Partners Group “is proud to be an equal opportunity employer,” the company said by email. “We regret –- and treat with the utmost seriousness –- any allegation claiming otherwise,” the firm said, declining to comment on the specifics of the case.
Switzerland’s financial industry, like those in other countries, has struggled to shake a reputation for lacking diversity and, at times, racial sensitivity. In one of the worst incidents, Tidjane Thiam, the Black former CEO of Credit Suisse Group AG who was hired with much fanfare in 2015, was subject to a skit involving a Black man dressed as a janitor at the bank’s chairman’s 60th birthday party that prompted him to walk out. Credit Suisse apologized for “any offense” taken by the incident.
Partners Group argued at a hearing last week that the case doesn’t belong in a U.K. court because Mulumba, a Congolese national and a U.K. resident, was hired by its U.S. arm. The firm appealed an initial decision that gave her the right to sue in the U.K. Partners Group earlier opposed a claim brought by Mulumba in the U.S., arguing that her lack of citizenship prevented jurisdiction there, too.
The U.S. Equal Employment Opportunity Commission “was unable to conclude” that the information she provided established any violation of the discrimination statutes, Partners Group lawyers wrote in court documents.
If unsuccessful in the U.K., Mulumba would be left to pursue her case in Switzerland. Employment tribunals in Switzerland are confidential, limiting the public’s awareness of employment claims.
Mulumba rotated through teams in the U.S., U.K. and Switzerland and ranked in the top 5% of the firm in an internal performance ranking, according to court documents.
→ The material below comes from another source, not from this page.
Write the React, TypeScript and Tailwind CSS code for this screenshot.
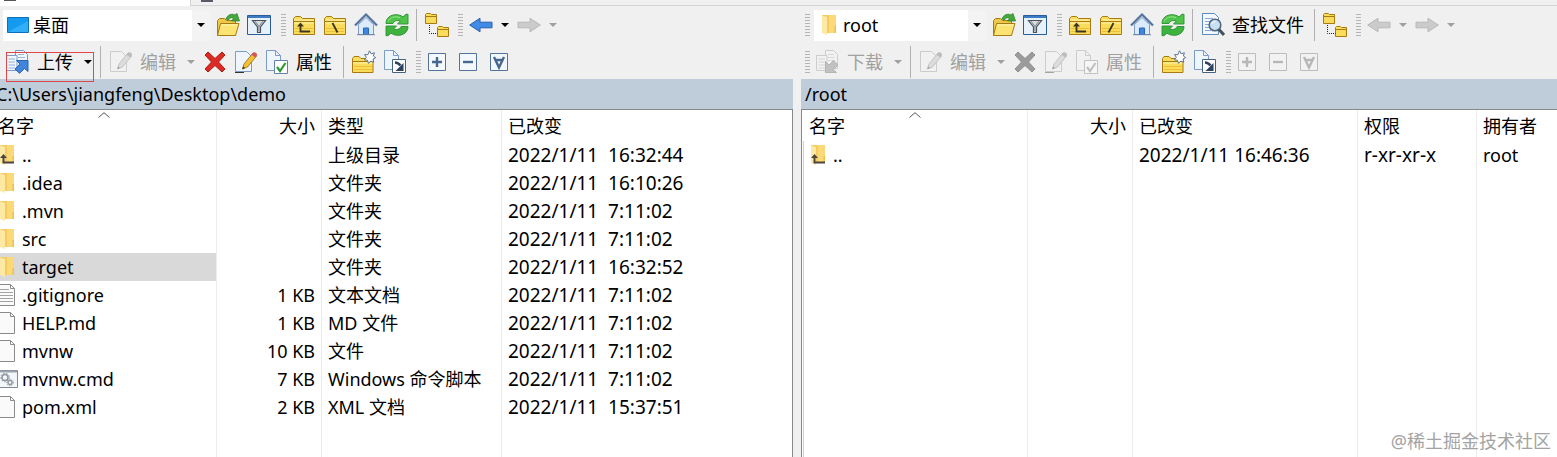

But when she complained about her colleague’s remarks, the company threatened to let her visa expire, she said in a court filing.
An external lawyer hired by Partners Group to investigate the case dismissed the complaints in February 2018, concluding that Mulumba “presumed bias based on her race, gender and national origin” and may have misheard the comments or took them out of context.
The lawyer said she found Juri’s account in response to the allegations of the racist joke credible, particularly given the consistent reports from senior managers that they had not heard him make racial jokes. As to the alleged incident in which he made fun of a colleague’s accent, “I find no basis to conclude that he was mocking her because she was Indian,” wrote the lawyer in the report.
Mulumba, who joined the firm in 2015, took a two-month break from her job in Switzerland to treat a benign tumor in late 2016, and was never diagnosed with cancer. Mulumba claims the discrimination against her escalated after her return from medical leave, which was used to mount a case for her dismissal.
“Let’s not create a paper trail in case we need to present her an exit proposal ‘without prejudice’,” an HR executive wrote in a January 2017 email disclosed in court documents. That executive didn’t respond to an email seeking comment.
In August 2017, the firm’s HR chief approved a note to the firm’s global executive committee, saying, incorrectly and without her knowledge, that Mulumba had cancer and that her dismissal was planned, court documents show. That note cited her performance before and after her medical leave as “not meeting expectations,” in apparent contrast to her earlier performance reviews.
That indicated Partners Group was “prematurely labeling me as a leaver,” Mulumba wrote in court documents.
Mulumba says she first approached a colleague about her concerns about the racist remarks in confidence shortly before that August email. That colleague denies ever sharing her comments with HR, according to Partners Group’s investigation. Mulumba first formalized her complaints in a letter to the U.S. unit of Partners Group in 2018 before bringing her case to the U.K.
“While branding itself as socially responsible, the firm has spent years fighting the jurisdiction of the U.S. courts and the U.K. tribunal,” Mulumba said in a statement to Bloomberg. “Genuine social responsibility is about accountability.”